▸ Required work
Strip the pictures and reproduce the rest of the listing exactly.

============================================================

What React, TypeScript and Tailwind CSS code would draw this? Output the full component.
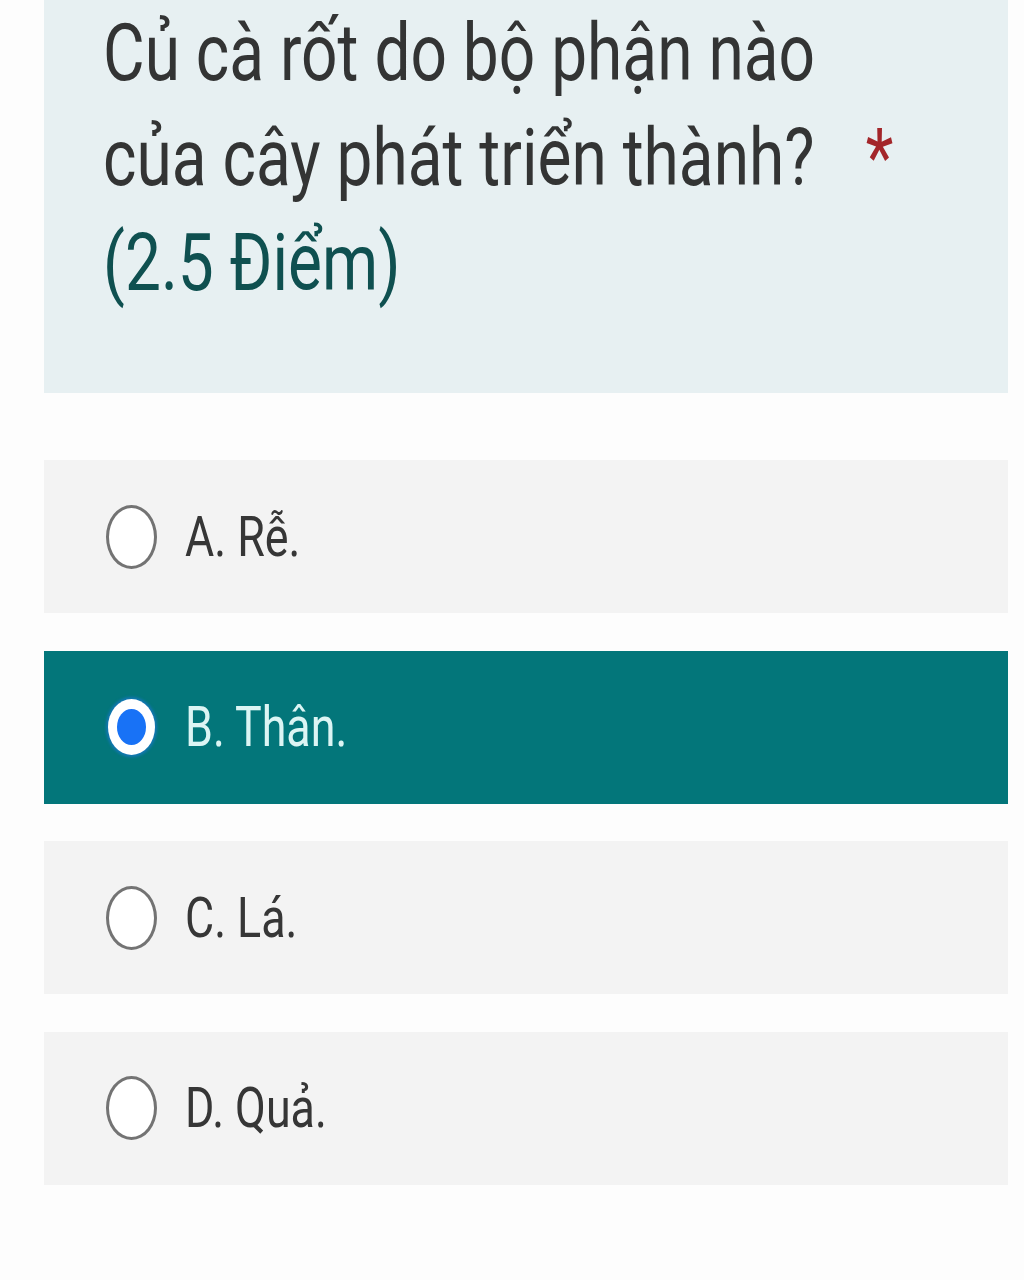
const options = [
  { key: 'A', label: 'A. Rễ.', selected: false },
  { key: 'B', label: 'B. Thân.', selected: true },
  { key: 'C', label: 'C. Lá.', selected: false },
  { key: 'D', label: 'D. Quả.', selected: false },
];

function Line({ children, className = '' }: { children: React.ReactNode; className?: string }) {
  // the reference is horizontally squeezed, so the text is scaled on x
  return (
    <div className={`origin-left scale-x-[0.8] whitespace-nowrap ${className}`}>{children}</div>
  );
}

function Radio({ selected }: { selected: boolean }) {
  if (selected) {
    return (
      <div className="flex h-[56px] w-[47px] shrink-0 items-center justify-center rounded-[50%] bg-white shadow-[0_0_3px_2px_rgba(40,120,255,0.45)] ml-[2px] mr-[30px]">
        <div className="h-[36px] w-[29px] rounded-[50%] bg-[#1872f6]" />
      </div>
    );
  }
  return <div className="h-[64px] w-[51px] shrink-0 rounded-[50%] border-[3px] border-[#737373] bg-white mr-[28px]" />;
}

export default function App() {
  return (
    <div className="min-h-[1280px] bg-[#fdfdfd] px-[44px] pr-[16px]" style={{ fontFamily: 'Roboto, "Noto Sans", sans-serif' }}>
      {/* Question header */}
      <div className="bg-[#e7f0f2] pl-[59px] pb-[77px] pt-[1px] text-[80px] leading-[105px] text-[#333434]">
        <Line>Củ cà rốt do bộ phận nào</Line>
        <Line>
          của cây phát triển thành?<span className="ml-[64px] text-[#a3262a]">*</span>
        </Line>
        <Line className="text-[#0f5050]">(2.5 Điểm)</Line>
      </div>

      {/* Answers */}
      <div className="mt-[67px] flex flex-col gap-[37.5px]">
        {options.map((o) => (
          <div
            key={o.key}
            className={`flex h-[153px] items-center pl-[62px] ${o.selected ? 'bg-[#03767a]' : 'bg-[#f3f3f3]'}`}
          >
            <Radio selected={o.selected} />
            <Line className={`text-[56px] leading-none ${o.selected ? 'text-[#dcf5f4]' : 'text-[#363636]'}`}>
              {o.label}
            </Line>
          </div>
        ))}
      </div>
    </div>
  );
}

============================================================

▸ Written solution
What React, TypeScript and Tailwind CSS code would draw this? Output the full component.
const options = [
  { key: 'A', label: 'A. Rễ.', selected: false },
  { key: 'B', label: 'B. Thân.', selected: true },
  { key: 'C', label: 'C. Lá.', selected: false },
  { key: 'D', label: 'D. Quả.', selected: false },
];

function Line({ children, className = '' }: { children: React.ReactNode; className?: string }) {
  // the reference is horizontally squeezed, so the text is scaled on x
  return (
    <div className={`origin-left scale-x-[0.8] whitespace-nowrap ${className}`}>{children}</div>
  );
}

function Radio({ selected }: { selected: boolean }) {
  if (selected) {
    return (
      <div className="flex h-[56px] w-[47px] shrink-0 items-center justify-center rounded-[50%] bg-white shadow-[0_0_3px_2px_rgba(40,120,255,0.45)] ml-[2px] mr-[30px]">
        <div className="h-[36px] w-[29px] rounded-[50%] bg-[#1872f6]" />
      </div>
    );
  }
  return <div className="h-[64px] w-[51px] shrink-0 rounded-[50%] border-[3px] border-[#737373] bg-white mr-[28px]" />;
}

export default function App() {
  return (
    <div className="min-h-[1280px] bg-[#fdfdfd] px-[44px] pr-[16px]" style={{ fontFamily: 'Roboto, "Noto Sans", sans-serif' }}>
      {/* Question header */}
      <div className="bg-[#e7f0f2] pl-[59px] pb-[77px] pt-[1px] text-[80px] leading-[105px] text-[#333434]">
        <Line>Củ cà rốt do bộ phận nào</Line>
        <Line>
          của cây phát triển thành?<span className="ml-[64px] text-[#a3262a]">*</span>
        </Line>
        <Line className="text-[#0f5050]">(2.5 Điểm)</Line>
      </div>

      {/* Answers */}
      <div className="mt-[67px] flex flex-col gap-[37.5px]">
        {options.map((o) => (
          <div
            key={o.key}
            className={`flex h-[153px] items-center pl-[62px] ${o.selected ? 'bg-[#03767a]' : 'bg-[#f3f3f3]'}`}
          >
            <Radio selected={o.selected} />
            <Line className={`text-[56px] leading-none ${o.selected ? 'text-[#dcf5f4]' : 'text-[#363636]'}`}>
              {o.label}
            </Line>
          </div>
        ))}
      </div>
    </div>
  );
}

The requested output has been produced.